Rachel Bloom – Singer, Comic

When I logged on to Youtube Thursday afternoon, it suggested this video by Rachel Bloom:

Youtube knows that as a convert to Judaism, my intellectual interests extend beyond pure Torah to the rich and varied world of Jewish culture, including the modern hoopla around the ancient tribal rite of the bar mitzvah.

I liked the Rachel Bloom video and posted it to my Facebook.

Bartol Vali comments: “COME ON! THIS IS TERRIBLE. ITS NOT FUNNY TO SEE A WOMAN SOLICITING A CHILD. THE PARODY OFFERS NO REDEMPTION. ITS AWFUL.”

Luke: “A 12yo is not a child. When I was 12, this is just what I wanted most.”

Rabbi: “Bartol, she’s not soliticiting anything. That’s all going on inside his head. It’s his wishful thinking.”

Here are a couple of tweets by Rachel:

I bet the burglars from “Home Alone” got laughed at a lot in prison. And by “laughed at,” I mean “raped”

“Well you have to understand: back then, I was soooo depressed over a guy.”- My excuse for anything shitty I did between 1997-2008

As day turned into night, I emailed Rachel an interview request and watched more of her videos, including one about her love for science fiction author Ray Bradbury:

I took this photo of Ray on Dec. 6, 2007:

I watched this interview with Rachel Bloom to see how it was done:

Host: “Rachel has a ton of smart video parodies on Youtube. They are very sexy but a particular kind of sexy. Rachel, what’s your take on sex? You portray some of these characters who wear revealing outfits and are very suggestive?”

Rachel: “I’m mainly doing pop videos. In pop videos, one type of sexuality is portrayed. Go into a club. A guy with rippled muscles. Drink a lot and then do some drugs with him and then have sex. That’s what the pop ideal is like. The sexuality is one note. What interests me is exploring other… That’s not how I am sexually. I’m more attracted to intelligence. I’m more attracted to quirky things. It’s exploring. Here’s the structure of a pop video but how are normal people, regular people viewing sex.”

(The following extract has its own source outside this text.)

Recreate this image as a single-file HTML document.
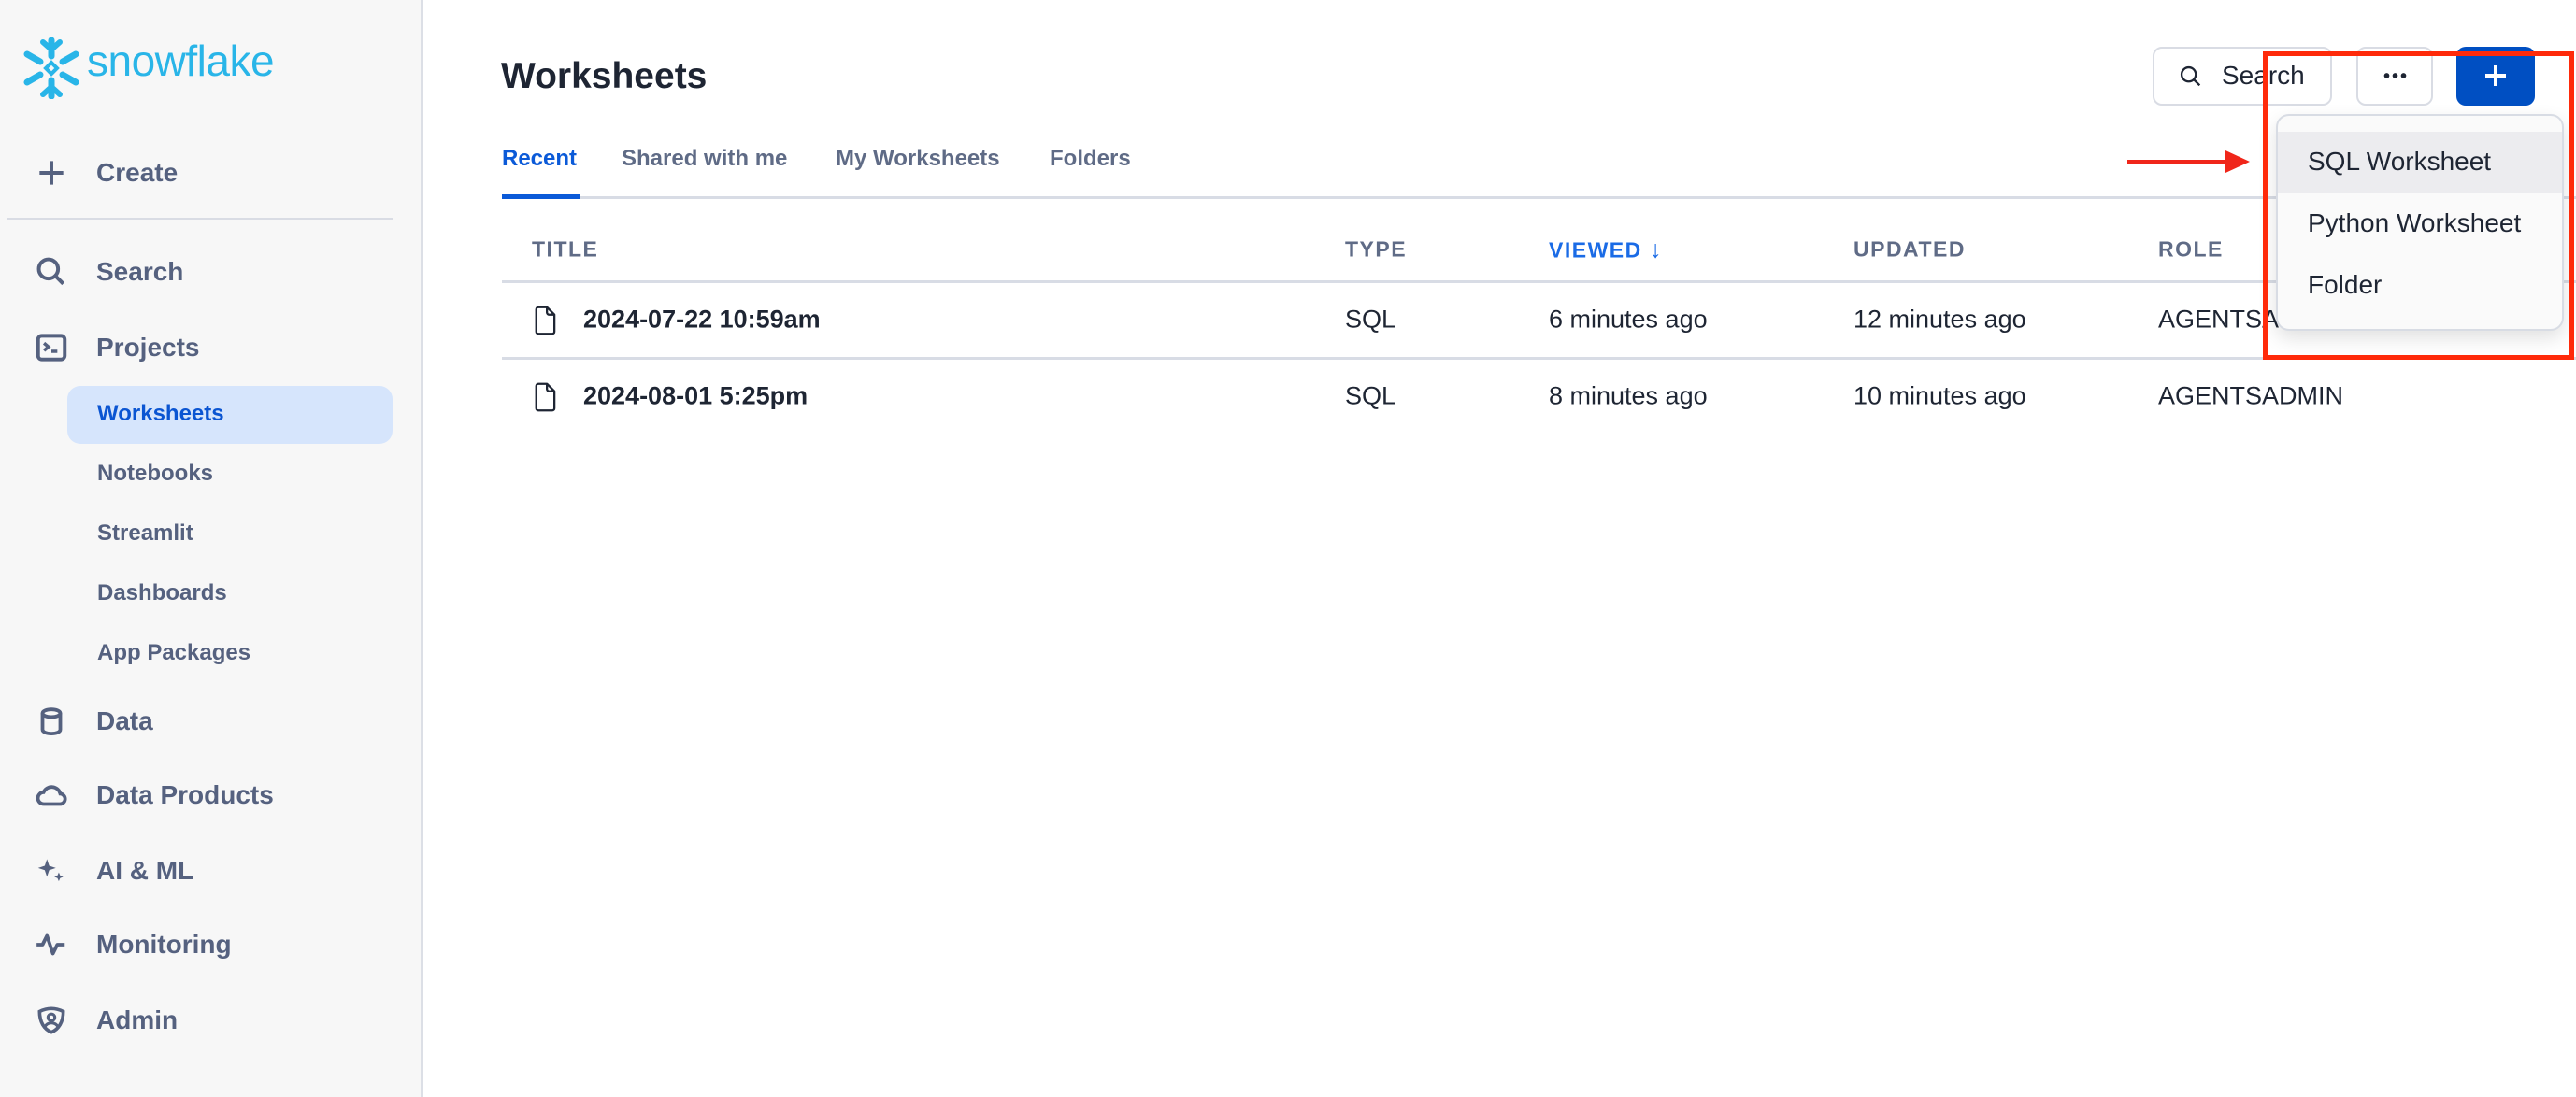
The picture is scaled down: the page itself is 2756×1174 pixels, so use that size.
<!DOCTYPE html>
<html><head><meta charset="utf-8"><style>
*{margin:0;padding:0;box-sizing:border-box}
body{width:2756px;height:1174px;background:#fff;font-family:"Liberation Sans",sans-serif;position:relative;overflow:hidden}
.abs{position:absolute;white-space:nowrap}
#side{position:absolute;left:0;top:0;width:453px;height:1174px;background:#f7f7f7;border-right:3px solid #dcdfe6}
.nav{position:absolute;left:103px;font-size:28px;font-weight:bold;color:#55617f;transform:translateY(-50%)}
.sub{position:absolute;left:104px;font-size:24px;font-weight:bold;color:#55617f;transform:translateY(-50%)}
.ic{position:absolute;left:36px;width:38px;height:38px;transform:translateY(-50%)}
.hd{font-size:23px;font-weight:bold;color:#5f6b86;letter-spacing:1.5px;transform:translateY(-50%)}
.cell{font-size:27px;color:#1e2533;transform:translateY(-50%)}
.hl{position:absolute;left:537px;right:0;height:3px;background:#d8dce5}
.btn{position:absolute;top:50px;height:63px;border:2px solid #d9dce4;border-radius:10px;background:#fff}
.mi{position:absolute;left:2469px;font-size:28px;color:#1e2533;transform:translateY(-50%)}
</style></head><body>
<div id="side">
  <svg class="abs" style="left:22px;top:40px" width="66" height="66" viewBox="-33 -33 66 66">
    <g fill="none" stroke="#29b5e8" stroke-width="7" stroke-linecap="round" stroke-linejoin="round">
      <path d="M0 -30 V-13"/><path d="M0 30 V13"/>
      <path d="M-26 -15 L-12 -7"/><path d="M26 -15 L12 -7"/><path d="M-26 15 L-12 7"/><path d="M26 15 L12 7"/>
      <path d="M-9 -28 L0 -20 L9 -28" stroke-width="6"/>
      <path d="M-9 28 L0 20 L9 28" stroke-width="6"/>
    </g>
    <path d="M0 -6 L6 0 L0 6 L-6 0 Z" fill="none" stroke="#29b5e8" stroke-width="4"/>
  </svg>
  <div class="abs" style="left:93px;top:38px;font-size:46px;color:#29b5e8;letter-spacing:-0.5px">snowflake</div>

  <svg class="ic" style="top:185px" viewBox="0 0 24 24"><path d="M12 4v16M4 12h16" stroke="#55617f" stroke-width="2.5" fill="none"/></svg>
  <div class="nav" style="top:185px">Create</div>
  <div class="abs" style="left:8px;top:233px;width:412px;height:2px;background:#d9dce4"></div>

  <svg class="ic" style="top:291px" viewBox="0 0 24 24"><circle cx="10" cy="10" r="6.5" stroke="#55617f" stroke-width="2.5" fill="none"/><path d="M15 15l5 5" stroke="#55617f" stroke-width="2.5"/></svg>
  <div class="nav" style="top:291px">Search</div>
  <svg class="ic" style="top:372px" viewBox="0 0 24 24"><rect x="3" y="4" width="18" height="16" rx="2.5" stroke="#55617f" stroke-width="2.5" fill="none"/><path d="M7 9l3 2.5L7 14M12 14.5h4" stroke="#55617f" stroke-width="2.2" fill="none"/></svg>
  <div class="nav" style="top:372px">Projects</div>
  <div class="abs" style="left:72px;top:413px;width:348px;height:62px;background:#d6e5fc;border-radius:14px"></div>
  <div class="sub" style="top:443px;color:#0b55d2">Worksheets</div>
  <div class="sub" style="top:507px">Notebooks</div>
  <div class="sub" style="top:571px">Streamlit</div>
  <div class="sub" style="top:635px">Dashboards</div>
  <div class="sub" style="top:699px">App Packages</div>
  <svg class="ic" style="top:772px" viewBox="0 0 24 24"><path d="M6 6.5v11c0 1.7 2.7 2.8 6 2.8s6-1.1 6-2.8v-11" stroke="#55617f" stroke-width="2.4" fill="none"/><ellipse cx="12" cy="6.5" rx="6" ry="2.6" stroke="#55617f" stroke-width="2.4" fill="none"/></svg>
  <div class="nav" style="top:772px">Data</div>
  <svg class="ic" style="top:851px" viewBox="0 0 24 24"><path d="M7 18h10.5a3.5 3.5 0 0 0 .5-7 6 6 0 0 0-11.3-1A4 4 0 0 0 7 18z" stroke="#55617f" stroke-width="2.4" fill="none"/></svg>
  <div class="nav" style="top:851px">Data Products</div>
  <svg class="ic" style="top:932px" viewBox="0 0 24 24"><path d="M9 4l1.5 4.5L15 10l-4.5 1.5L9 16l-1.5-4.5L3 10l4.5-1.5z" fill="#55617f"/><path d="M17 13l.9 2.1 2.1.9-2.1.9L17 19l-.9-2.1-2.1-.9 2.1-.9z" fill="#55617f"/></svg>
  <div class="nav" style="top:932px">AI &amp; ML</div>
  <svg class="ic" style="top:1011px" viewBox="0 0 24 24"><path d="M2 12h4l3-6 4 12 3-6h5" stroke="#55617f" stroke-width="2.4" fill="none" stroke-linejoin="round"/></svg>
  <div class="nav" style="top:1011px">Monitoring</div>
  <svg class="ic" style="top:1092px" viewBox="0 0 24 24"><path d="M4 6c3-1.5 5.5-2 8-2s5 .5 8 2c0 7-3 12-8 14C7 18 4 13 4 6z" stroke="#55617f" stroke-width="2.3" fill="none"/><circle cx="12" cy="10" r="2.3" stroke="#55617f" stroke-width="2" fill="none"/><path d="M7.5 16.5c1-2 2.5-2.8 4.5-2.8s3.5.8 4.5 2.8" stroke="#55617f" stroke-width="2" fill="none"/></svg>
  <div class="nav" style="top:1092px">Admin</div>
</div>

<div class="abs" style="left:536px;top:82px;transform:translateY(-50%);font-size:39px;font-weight:bold;color:#1e2533">Worksheets</div>

<div class="abs" style="left:537px;top:170px;transform:translateY(-50%);font-size:24px;font-weight:bold;color:#0b5ad8">Recent</div>
<div class="abs" style="left:665px;top:170px;transform:translateY(-50%);font-size:24px;font-weight:bold;color:#5f6b86">Shared with me</div>
<div class="abs" style="left:894px;top:170px;transform:translateY(-50%);font-size:24px;font-weight:bold;color:#5f6b86">My Worksheets</div>
<div class="abs" style="left:1123px;top:170px;transform:translateY(-50%);font-size:24px;font-weight:bold;color:#5f6b86">Folders</div>
<div class="hl" style="top:210px"></div>
<div class="abs" style="left:537px;top:208px;width:83px;height:5px;background:#0b5ad8"></div>

<div class="abs hd" style="left:569px;top:267px">TITLE</div>
<div class="abs hd" style="left:1439px;top:267px">TYPE</div>
<div class="abs hd" style="left:1657px;top:267px;color:#1a6be6">VIEWED <span style="font-size:26px">&#8595;</span></div>
<div class="abs hd" style="left:1983px;top:267px">UPDATED</div>
<div class="abs hd" style="left:2309px;top:267px">ROLE</div>
<div class="hl" style="top:300px"></div>

<svg class="abs" style="left:570px;top:327px" width="28" height="32" viewBox="0 0 24 28"><path d="M3 3.5a2 2 0 0 1 2-2h8l7 7v16a2 2 0 0 1-2 2H5a2 2 0 0 1-2-2z M13 1.5v5a2 2 0 0 0 2 2h5" stroke="#1e2533" stroke-width="2" fill="none" stroke-linejoin="round"/></svg>
<div class="abs cell" style="left:624px;top:342px;font-weight:bold">2024-07-22 10:59am</div>
<div class="abs cell" style="left:1439px;top:342px">SQL</div>
<div class="abs cell" style="left:1657px;top:342px">6 minutes ago</div>
<div class="abs cell" style="left:1983px;top:342px">12 minutes ago</div>
<div class="abs cell" style="left:2309px;top:342px">AGENTSADMIN</div>
<div class="hl" style="top:382px"></div>

<svg class="abs" style="left:570px;top:409px" width="28" height="32" viewBox="0 0 24 28"><path d="M3 3.5a2 2 0 0 1 2-2h8l7 7v16a2 2 0 0 1-2 2H5a2 2 0 0 1-2-2z M13 1.5v5a2 2 0 0 0 2 2h5" stroke="#1e2533" stroke-width="2" fill="none" stroke-linejoin="round"/></svg>
<div class="abs cell" style="left:624px;top:424px;font-weight:bold">2024-08-01 5:25pm</div>
<div class="abs cell" style="left:1439px;top:424px">SQL</div>
<div class="abs cell" style="left:1657px;top:424px">8 minutes ago</div>
<div class="abs cell" style="left:1983px;top:424px">10 minutes ago</div>
<div class="abs cell" style="left:2309px;top:424px">AGENTSADMIN</div>

<div class="btn" style="left:2303px;width:192px"></div>
<svg class="abs" style="left:2330px;top:68px" width="28" height="28" viewBox="0 0 24 24"><circle cx="10" cy="10" r="6.5" stroke="#1e2533" stroke-width="2" fill="none"/><path d="M15 15l5 5" stroke="#1e2533" stroke-width="2"/></svg>
<div class="abs" style="left:2377px;top:81px;transform:translateY(-50%);font-size:28px;color:#1e2533">Search</div>
<div class="btn" style="left:2521px;width:82px"></div>
<div class="abs" style="left:2549px;top:78px;width:26px;height:6px;background:radial-gradient(circle,#1e2533 2.6px,transparent 3px) 0 0/9px 6px repeat-x"></div>
<div class="abs" style="left:2628px;top:50px;width:84px;height:63px;background:#004fc2;border-radius:10px"></div>
<div class="abs" style="left:2659px;top:79px;width:22px;height:4px;background:#fff"></div>
<div class="abs" style="left:2668px;top:70px;width:4px;height:22px;background:#fff"></div>

<div class="abs" style="left:2435px;top:122px;width:308px;height:232px;background:#fafafa;border:2px solid #d8dce4;border-radius:14px;box-shadow:0 8px 20px rgba(0,0,0,0.12);overflow:hidden">
  <div style="position:absolute;left:0;right:0;top:17px;height:66px;background:#ececef"></div>
</div>
<div class="mi" style="top:173px">SQL Worksheet</div>
<div class="mi" style="top:239px">Python Worksheet</div>
<div class="mi" style="top:305px">Folder</div>

<div class="abs" style="left:2421px;top:55px;width:333px;height:330px;border:5px solid #ff2a0a"></div>
<div class="abs" style="left:2276px;top:171px;width:108px;height:5px;background:#f0261a"></div>
<div class="abs" style="left:2381px;top:161px;width:0;height:0;border-left:26px solid #f0261a;border-top:12px solid transparent;border-bottom:12px solid transparent"></div>
</body></html>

“I did a sketch for Funny or Die where there was a shot that I didn’t write where I had to be in a bra and underwear. And I did it because it was for comedy. If I had people say to me, this video that you are about to do is going to put you in a box and make people think you’re just a sex object, the video doesn’t earn the sexuality, it just you putting your titties out, then I wouldn’t put it out. That’s been my worry sometimes. Is this video just sexual to get views? The sexuality gets views but at the end of the day, it has to be a good joke.”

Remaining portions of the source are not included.